» Requirements: Can you transcribe the data exactly? Leave the pictures out.
**** Provided material
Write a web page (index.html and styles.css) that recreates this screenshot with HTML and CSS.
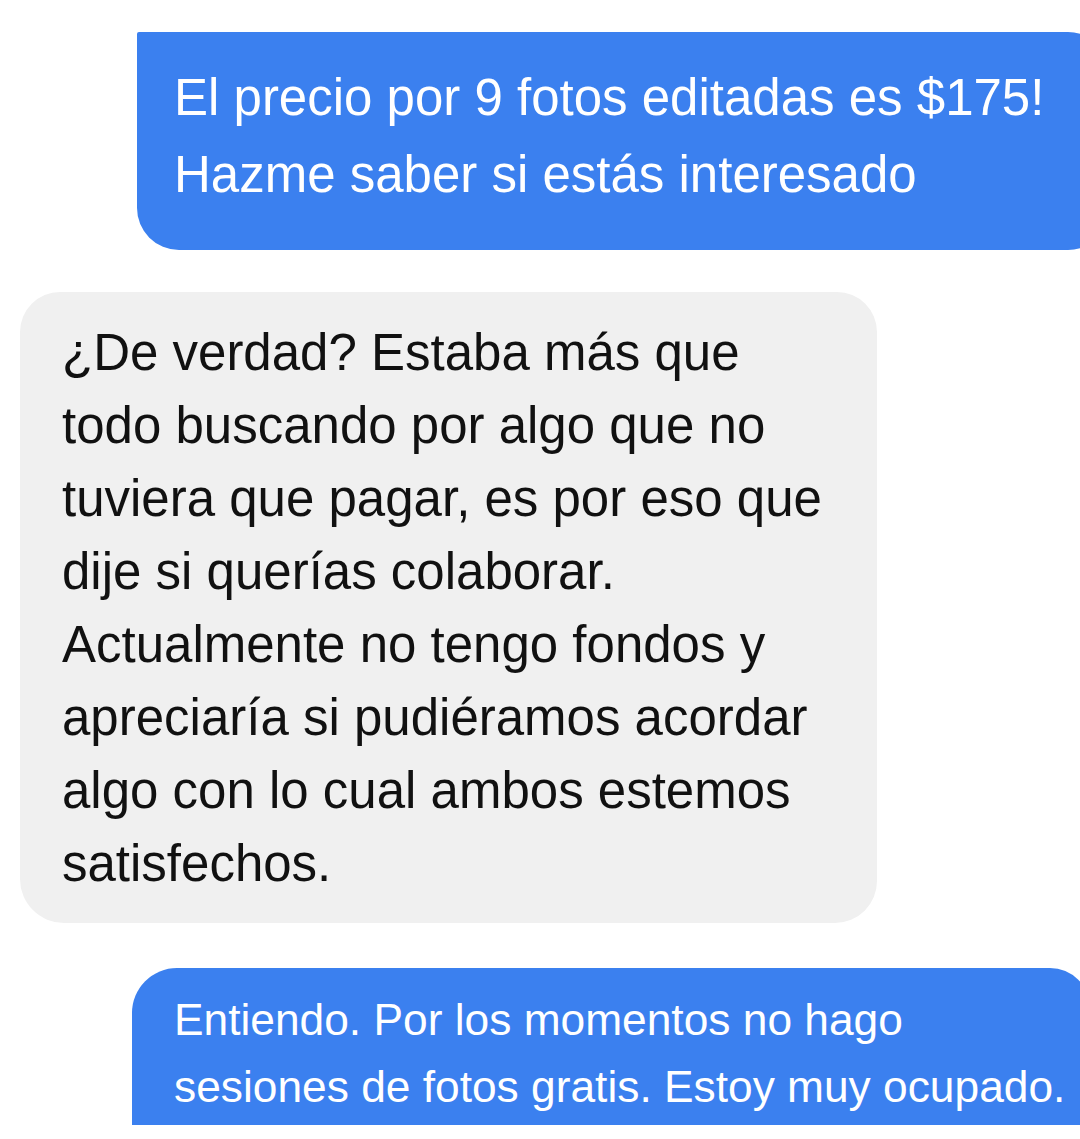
FILE: index.html
```html
<!DOCTYPE html>
<html lang="es">
<head>
<meta charset="utf-8">
<title>Chat</title>
<link rel="stylesheet" href="styles.css">
</head>
<body>
<main class="chat">
  <div class="bubble sent first">
    <p>El precio por 9 fotos editadas es $175!<br>Hazme saber si estás interesado</p>
  </div>
  <div class="bubble received">
    <p>¿De verdad? Estaba más que<br>todo buscando por algo que no<br>tuviera que pagar, es por eso que<br>dije si querías colaborar.<br>Actualmente no tengo fondos y<br>apreciaría si pudiéramos acordar<br>algo con lo cual ambos estemos<br>satisfechos.</p>
  </div>
  <div class="bubble sent last">
    <p>Entiendo. Por los momentos no hago<br>sesiones de fotos gratis. Estoy muy ocupado.</p>
  </div>
</main>
</body>
</html>
```

FILE: styles.css
```css
html, body {
  margin: 0;
  padding: 0;
  background: #ffffff;
  overflow: hidden;
}

body {
  width: 1080px;
  height: 1139px;
  font-family: "Liberation Sans", Arial, sans-serif;
}

.chat {
  display: flex;
  flex-direction: column;
  align-items: flex-start;
  padding-top: 32px;
}

.bubble p {
  margin: 0;
  white-space: nowrap;
}

.sent {
  background: #3b80ef;
  color: #ffffff;
  flex-shrink: 0;
}

.first {
  margin-left: 137px;
  width: 936px;
  padding: 27px 0 37px 37px;
  border-radius: 2px 42px 42px 42px;
  font-size: 51px;
  line-height: 77px;
}

.received {
  margin-top: 42px;
  margin-left: 20px;
  width: 815px;
  padding: 24px 0 23px 42px;
  background: #f0f0f0;
  color: #111111;
  border-radius: 40px 40px 42px 44px;
  font-size: 51px;
  line-height: 73px;
}

.last {
  margin-top: 45px;
  margin-left: 132px;
  width: 916px;
  padding: 18px 0 5px 42px;
  border-radius: 45px 40px 0 0;
  font-size: 44.3px;
  line-height: 67px;
}
```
********
» Solution to the exercise:
Write a web page (index.html and styles.css) that recreates this screenshot with HTML and CSS.
FILE: index.html
```html
<!DOCTYPE html>
<html lang="es">
<head>
<meta charset="utf-8">
<title>Chat</title>
<link rel="stylesheet" href="styles.css">
</head>
<body>
<main class="chat">
  <div class="bubble sent first">
    <p>El precio por 9 fotos editadas es $175!<br>Hazme saber si estás interesado</p>
  </div>
  <div class="bubble received">
    <p>¿De verdad? Estaba más que<br>todo buscando por algo que no<br>tuviera que pagar, es por eso que<br>dije si querías colaborar.<br>Actualmente no tengo fondos y<br>apreciaría si pudiéramos acordar<br>algo con lo cual ambos estemos<br>satisfechos.</p>
  </div>
  <div class="bubble sent last">
    <p>Entiendo. Por los momentos no hago<br>sesiones de fotos gratis. Estoy muy ocupado.</p>
  </div>
</main>
</body>
</html>
```

FILE: styles.css
```css
html, body {
  margin: 0;
  padding: 0;
  background: #ffffff;
  overflow: hidden;
}

body {
  width: 1080px;
  height: 1139px;
  font-family: "Liberation Sans", Arial, sans-serif;
}

.chat {
  display: flex;
  flex-direction: column;
  align-items: flex-start;
  padding-top: 32px;
}

.bubble p {
  margin: 0;
  white-space: nowrap;
}

.sent {
  background: #3b80ef;
  color: #ffffff;
  flex-shrink: 0;
}

.first {
  margin-left: 137px;
  width: 936px;
  padding: 27px 0 37px 37px;
  border-radius: 2px 42px 42px 42px;
  font-size: 51px;
  line-height: 77px;
}

.received {
  margin-top: 42px;
  margin-left: 20px;
  width: 815px;
  padding: 24px 0 23px 42px;
  background: #f0f0f0;
  color: #111111;
  border-radius: 40px 40px 42px 44px;
  font-size: 51px;
  line-height: 73px;
}

.last {
  margin-top: 45px;
  margin-left: 132px;
  width: 916px;
  padding: 18px 0 5px 42px;
  border-radius: 45px 40px 0 0;
  font-size: 44.3px;
  line-height: 67px;
}
```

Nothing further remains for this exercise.